## CHALLENGE
From the very first line of the data to the line containing "useState, type ReactNode", retype everything exactly, leaving the pictures behind.

## RECORDED INFORMATION
** BEGIN **

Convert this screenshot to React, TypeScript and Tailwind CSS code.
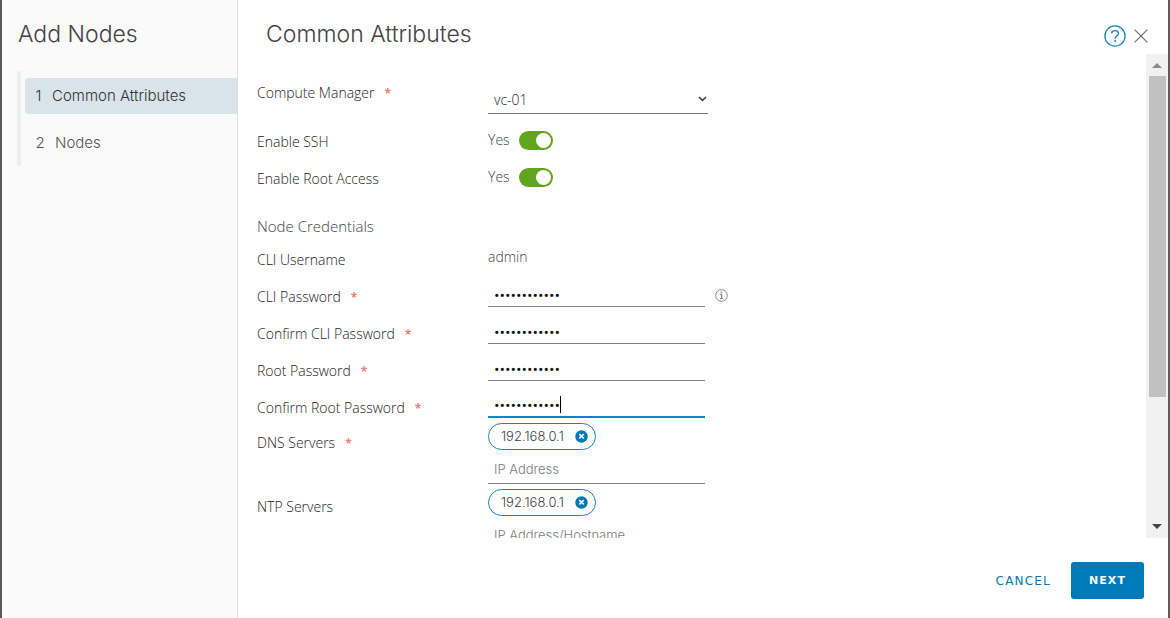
import { useState, type ReactNode } from "react";

function Required() {
  return (
    <span className="ml-[10px] text-xs font-bold text-[#ee8270]" aria-hidden="true">
      *
    </span>
  );
}

type FieldProps = {
  label: string;
  htmlFor?: string;
  required?: boolean;
  rowClass?: string;
  labelClass?: string;
  children: ReactNode;
};

function Field({
  label,
  htmlFor,
  required,
  rowClass = "h-[37px]",
  labelClass = "pt-[14px]",
  children,
}: FieldProps) {
  return (
    <div className={`flex ${rowClass}`}>
      <div className={`w-[231px] shrink-0 leading-5 text-[#1c1c1c] ${labelClass}`}>
        <label htmlFor={htmlFor}>{label}</label>
        {required && <Required />}
      </div>
      {children}
    </div>
  );
}

function Toggle({ id }: { id: string }) {
  const [on, setOn] = useState(true);
  return (
    <div className="mt-3 flex h-5 items-center gap-2 self-start text-[#444]">
      <span className="w-[23px]">{on ? "Yes" : "No"}</span>
      <input
        id={id}
        type="checkbox"
        role="switch"
        checked={on}
        onChange={() => setOn(!on)}
        className="relative h-[19px] w-[34px] appearance-none rounded-full bg-gray-400 before:absolute before:left-[3px] before:top-[2px] before:size-[15px] before:rounded-full before:bg-white checked:bg-[#62a420] checked:before:left-[17px]"
      />
    </div>
  );
}

function PasswordInput({ id, active = false }: { id: string; active?: boolean }) {
  return (
    <div
      className={`relative mt-[5px] h-[29px] w-[217px] self-start ${
        active ? "border-b-2 border-[#0f86c4]" : "border-b border-[#808080]"
      }`}
    >
      <input
        id={id}
        type="password"
        defaultValue="VMware1!VMwa"
        className="h-full w-full bg-transparent px-[6px] pt-[5px] font-['Roboto',sans-serif] text-[17px] leading-5 text-[#111] caret-transparent outline-none"
      />
      {active && <span className="absolute left-[72px] top-[7px] h-[17px] w-px bg-black" />}
    </div>
  );
}

function AddressList({ id, placeholder }: { id: string; placeholder: string }) {
  return (
    <div className="w-[217px] pt-[2px]">
      <div className="flex h-[27px] w-[108px] items-center justify-between rounded-full border border-[#0f86c4] pl-3 pr-[7px] font-['Inter',sans-serif] text-[13px] text-[#444]">
        <span>192.168.0.1</span>
        <button type="button" aria-label="Remove 192.168.0.1" className="size-[13px]">
          <svg viewBox="0 0 13 13" className="size-[13px]">
            <circle cx="6.5" cy="6.5" r="6.2" fill="#0079b8" />
            <path d="M4.3 4.2 8.7 8.4M8.7 4.2 4.3 8.4" stroke="#fff" strokeWidth="1.6" />
          </svg>
        </button>
      </div>
      <input
        id={id}
        type="text"
        placeholder={placeholder}
        className="mt-1 h-[30px] w-full border-b border-[#808080] bg-transparent px-[6px] font-['Inter',sans-serif] text-[13px] font-light outline-none placeholder:text-[#7c7c7c]"
      />
    </div>
  );
}

export default function App() {
  return (
    <div
      role="dialog"
      aria-label="Add Nodes"
      className="flex h-screen overflow-hidden border-x-2 border-[#5a5a5a] bg-white font-['Open_Sans',sans-serif] text-sm font-light"
    >
      <aside className="w-[236px] shrink-0 border-r border-[#ddd] bg-[#fafafa] font-['Inter',sans-serif]">
        <h1 className="pl-4 pt-[18px] text-[23px] leading-8 text-[#444]">Add Nodes</h1>
        <nav className="ml-[15px] mt-[21px] flex h-[95px] flex-col gap-[11px] border-l-4 border-[#eee] pl-1 pt-[7px] text-[15px]">
          <button
            type="button"
            aria-current="step"
            className="flex h-[36px] shrink-0 items-center gap-[10px] rounded-l-sm bg-[#d9e4ea] pl-[10px] text-[#333]"
          >
            <span className="w-[7px]">1</span>
            <span>Common Attributes</span>
          </button>
          <button
            type="button"
            className="flex h-[36px] shrink-0 items-center gap-[10px] pl-[10px] text-[#565656]"
          >
            <span className="w-[10px]">2</span>
            <span>Nodes</span>
          </button>
        </nav>
      </aside>

      <main className="flex min-w-0 flex-1 flex-col">
        <header className="flex h-[54px] shrink-0 justify-between pl-7 pr-5 pt-[18px] font-['Inter',sans-serif]">
          <h2 className="text-[23px] leading-8 text-[#444]">Common Attributes</h2>
          <div className="flex h-[35px] items-center gap-2">
            <button type="button" aria-label="Help" className="size-[22px]">
              <svg viewBox="0 0 22 22" className="size-[22px]" fill="none" stroke="#1a80bf">
                <circle cx="11" cy="11" r="10.1" strokeWidth="1.3" />
                <path d="M7.6 8.3C8 6.4 9.4 5.6 11.1 5.6c2 0 3.4 1.1 3.4 2.8 0 2.4-3.2 2.4-3.2 5" strokeWidth="1.4" />
                <circle cx="11.2" cy="16" r="1" fill="#1a80bf" stroke="none" />
              </svg>
            </button>
            <button type="button" aria-label="Close" className="size-[14px]">
              <svg viewBox="0 0 14 14" className="size-[14px]" stroke="#707070" strokeWidth="1.2">
                <path d="M.6.6 13.4 13.4M13.4.6.6 13.4" />
              </svg>
            </button>
          </div>
        </header>

        <div className="flex min-h-0 flex-1">
          <form className="min-w-0 flex-1 overflow-hidden pl-[19px] pt-[15px]">
            <Field label="Compute Manager" htmlFor="compute-manager" required rowClass="h-[49px]">
              <div className="relative mt-[17px] h-[28px] w-[220px]">
                <select
                  id="compute-manager"
                  className="h-[28px] w-full appearance-none border-b border-[#707070] bg-transparent px-[6px] text-[#222] outline-none"
                >
                  <option>vc-01</option>
                </select>
                <svg
                  viewBox="0 0 9 6"
                  className="pointer-events-none absolute right-px top-[10px] h-[6px] w-[9px]"
                  fill="none"
                  stroke="#444"
                  strokeWidth="1.5"
                >
                  <path d="M1 1 4.5 4.4 8 1" />
                </svg>
              </div>
            </Field>
            <Field label="Enable SSH" htmlFor="enable-ssh">
              <Toggle id="enable-ssh" />
            </Field>
            <Field label="Enable Root Access" htmlFor="enable-root">
              <Toggle id="enable-root" />
            </Field>

            <h3 className="mt-6 h-5 text-[15px] leading-5 text-[#444]">Node Credentials</h3>

            <Field label="CLI Username">
              <span className="pt-[11px] leading-5 text-[#444]">admin</span>
            </Field>
            <Field label="CLI Password" htmlFor="cli-password" required>
              <PasswordInput id="cli-password" />
              <button type="button" aria-label="Password requirements" className="ml-[10px] mt-4 size-[13px]">
                <svg viewBox="0 0 13 13" className="size-[13px]" fill="none" stroke="#888">
                  <circle cx="6.5" cy="6.5" r="5.8" />
                  <path d="M5.2 5.6H6.6V9.6M4.9 9.7H8.2" strokeWidth="1.2" />
                  <circle cx="6.4" cy="3.5" r=".9" fill="#888" stroke="none" />
                </svg>
              </button>
            </Field>
            <Field label="Confirm CLI Password" htmlFor="confirm-cli" required>
              <PasswordInput id="confirm-cli" />
            </Field>
            <Field label="Root Password" htmlFor="root-password" required>
              <PasswordInput id="root-password" />
            </Field>
            <Field label="Confirm Root Password" htmlFor="confirm-root" required>
              <PasswordInput id="confirm-root" active />
            </Field>
            <Field label="DNS Servers" htmlFor="dns" required rowClass="h-[66px]" labelClass="pt-3">
              <AddressList id="dns" placeholder="IP Address" />
            </Field>
            <Field label="NTP Servers" htmlFor="ntp" rowClass="h-[66px]" labelClass="pt-[10px]">
              <AddressList id="ntp" placeholder="IP Address/Hostname" />
            </Field>
          </form>

          <div className="flex w-[22px] shrink-0 flex-col items-center bg-[#f1f1f1]" aria-hidden="true">
            <svg viewBox="0 0 22 22" className="h-[22px] w-full shrink-0">
              <path d="M6 14 11 9 16 14Z" fill="#8b8b8b" />
            </svg>
            <div className="flex w-[17px] flex-1 flex-col">
              <div className="basis-[73%] bg-[#c1c1c1]" />
            </div>
            <svg viewBox="0 0 22 22" className="h-[22px] w-full shrink-0">
              <path d="M6 8 11 13 16 8Z" fill="#444" />
            </svg>
          </div>
        </div>

        <footer className="flex h-20 shrink-0 items-start justify-end gap-5 pr-6 pt-6 font-['DejaVu_Sans',sans-serif]">
          <button type="button" className="h-[37px] text-xs font-normal tracking-widest text-[#0079b8]">
            CANCEL
          </button>
          <button
            type="button"
            className="h-[37px] w-[73px] rounded-[3px] bg-[#0079b8] text-[11px] font-bold tracking-widest text-white"
          >
            NEXT
          </button>
        </footer>
      </main>
    </div>
  );
}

** END **

## COMPLETED TASK
Convert this screenshot to React, TypeScript and Tailwind CSS code.
import { useState, type ReactNode } from "react";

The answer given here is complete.